The city can’t say it wasn’t warned. On May 10, 2016, Straus stood before City Council members during their regular meeting, told them of the lawsuit, suggested the city’s effort to blame Conway might fail and urged members to negotiate rather than fight.
A loss would mean “the city will not recover penny one from Conway,” Straus said that day. “We are more than willing to sit down and try to reach resolution of this matter to get this project complete.”
Straus’s warning proved prophetic. Rumbaugh sided with the contractor, exposing the city to additional costs.
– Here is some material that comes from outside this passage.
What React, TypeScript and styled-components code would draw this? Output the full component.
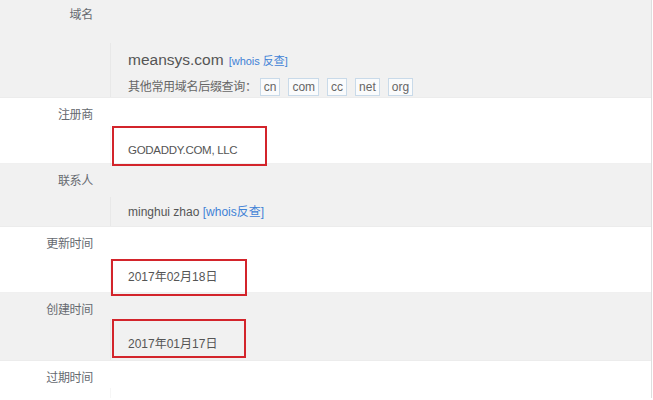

The judge’s findings add that Mark Palmer, Puyallup’s chief engineer, refused to meet with Conway’s representatives to work through disagreements, sent a letter demanding project corrections under the threat of terminating the contract, then left on vacation, making communication impossible.
Throughout the life of the project, Rumbaugh found, Palmer made little effort to grapple with details. He was warned that terminating the contract was a drastic measure with the potential to spur litigation, court records say. He fired Conway, anyway.
“Mr. Palmer’s attendance at the pre-construction meetings saw him arrive late, and maintain most of his focus on his cell phone,” Rumbaugh wrote, adding a subsequent stinger.
“Mr. Palmer made no effort to personally inform himself with first-hand knowledge about project progress or concerns raised by various individuals and entities connected with the project. … In short, Mr. Palmer was disengaged with the facts that should have informed his critical decision to terminate Conway.”
Paul Mahoney, a resident and a regular at City Council meetings who has kept half an eye on the 39th Avenue project, summed up the case more bluntly.
“The city just screwed the pooch on that one, as far as I could tell,” he said.